Why do you want to separate the databases?
The way the PITR works, it is not possible to do since it works on the complete cluster.
What you can do in that case is to create a data directory and a separate cluster for each of those databases (not recommended though since it will require different ports, and postmaster instances).
I believe that the benefits of using PITR instead of regular dumps outweigh having separate backups for each database, so perhaps you can re-think the reasons for why you need to separate it.
Another way could be to set up some replication with Slony-I but that would require a separate machine (or instance) that receives the data. On the other hand, that way you would have a replicated system in near real-time.
Update for comment:
To recover from mistakes, like deleting a table, PITR would be perfect since you can replay to a specific time. However, for 500 databases I understand that can be a lot of overhead. Slony-I would probably not work, since it is replicating. Not sure how it handles table deletions.
I am not aware of any other ways you can go. What I would do would probably still be going for PITR and just not do any mistakes ;). Jokes aside, depending how frequently mistakes are being made this could be a solution:
Set it up for PITR
have a second instance ready on standby.
When a mistake happens, replay the restore to the point in time on the second instance.
Do a pg_dump of the affected database from that instance.
Do a pg_restore on the production instance for that database.
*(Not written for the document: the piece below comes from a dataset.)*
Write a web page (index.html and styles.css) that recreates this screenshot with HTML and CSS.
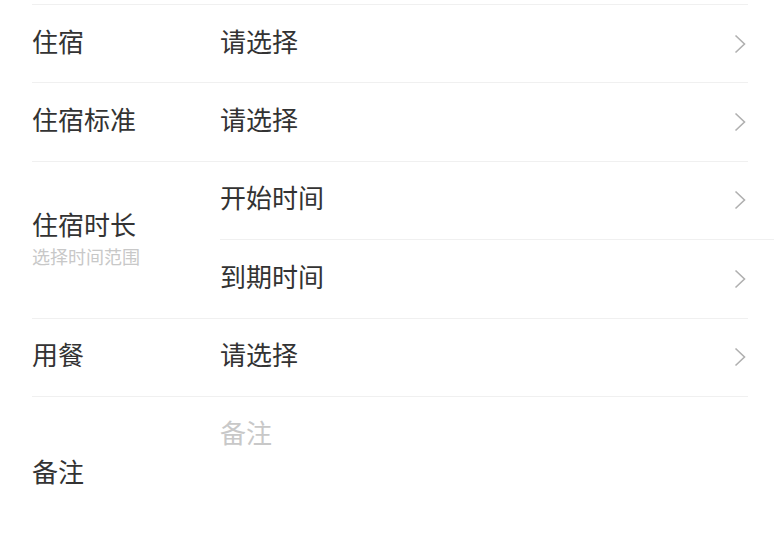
FILE: index.html
```html
<!DOCTYPE html>
<html lang="zh-CN">
<head>
<meta charset="utf-8">
<link rel="stylesheet" href="styles.css">
</head>
<body>
<div class="form">
  <div class="row">
    <div class="label">住宿</div>
    <div class="value">
      <div class="cell"><span class="text">请选择</span><svg class="arrow" viewBox="0 0 12 20"><polyline points="1.5,1.5 10.5,10 1.5,18.5"/></svg></div>
    </div>
  </div>
  <div class="row">
    <div class="label">住宿标准</div>
    <div class="value">
      <div class="cell"><span class="text">请选择</span><svg class="arrow" viewBox="0 0 12 20"><polyline points="1.5,1.5 10.5,10 1.5,18.5"/></svg></div>
    </div>
  </div>
  <div class="row row-double">
    <div class="label">
      <div>住宿时长</div>
      <div class="sub">选择时间范围</div>
    </div>
    <div class="value value-stack">
      <div class="cell cell-split"><span class="text">开始时间</span><svg class="arrow" viewBox="0 0 12 20"><polyline points="1.5,1.5 10.5,10 1.5,18.5"/></svg></div>
      <div class="cell"><span class="text">到期时间</span><svg class="arrow" viewBox="0 0 12 20"><polyline points="1.5,1.5 10.5,10 1.5,18.5"/></svg></div>
    </div>
  </div>
  <div class="row">
    <div class="label">用餐</div>
    <div class="value">
      <div class="cell"><span class="text">请选择</span><svg class="arrow" viewBox="0 0 12 20"><polyline points="1.5,1.5 10.5,10 1.5,18.5"/></svg></div>
    </div>
  </div>
  <div class="row row-remark">
    <div class="label">备注</div>
    <div class="remark"><span class="placeholder">备注</span></div>
  </div>
</div>
</body>
</html>
```

FILE: styles.css
```css
html, body {
  margin: 0;
  padding: 0;
  background: #ffffff;
}
body {
  font-family: "Microsoft YaHei", "Noto Sans CJK SC", "Noto Sans", sans-serif;
  color: #333333;
  font-size: 26px;
  overflow: hidden;
  width: 776px;
  height: 548px;
}
.form {
  padding: 4px 28px 0 32px;
}
.row {
  display: flex;
  align-items: center;
  border-top: 1px solid #f0f0f0;
  height: 78.4px;
  box-sizing: border-box;
}
.row > .label {
  padding-bottom: 6px;
}
.row-double {
  height: 156.8px;
}
.row-remark {
  height: 156px;
}
.label {
  width: 188px;
  flex: none;
  line-height: 32px;
}
.row-double > .label {
  padding-top: 0;
  padding-bottom: 0;
}
.sub {
  font-size: 18px;
  line-height: 32px;
  color: #c8c8c8;
}
.value {
  flex: 1;
  align-self: stretch;
  display: flex;
  flex-direction: column;
}
.value-stack {
  margin-right: -26px;
}
.cell {
  flex: 1;
  display: flex;
  align-items: center;
  justify-content: space-between;
  padding-right: 2px;
}
.cell .text {
  padding-bottom: 6px;
}
.value-stack .cell {
  padding-right: 28px;
}
.cell-split {
  border-bottom: 1px solid #f0f0f0;
}
.text {
  line-height: 32px;
}
.arrow {
  width: 12px;
  height: 20px;
  fill: none;
  stroke: #b0b0b0;
  stroke-width: 1.6;
}
.remark {
  flex: 1;
  align-self: flex-start;
  padding-top: 16px;
  height: 110px;
}
.placeholder {
  color: #c8c8c8;
  line-height: 32px;
}
```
However, it would require you to have a second instance ready, either on the same server or a different one (different is recommended). Also, the restore time would be a bit longer since it would require you to do one extra dump and restore.
I think the way you are doing this is flawed. You should have one database with multiple schemas and roles. Then you can use PITR. However PITR is not a replacement for dumps.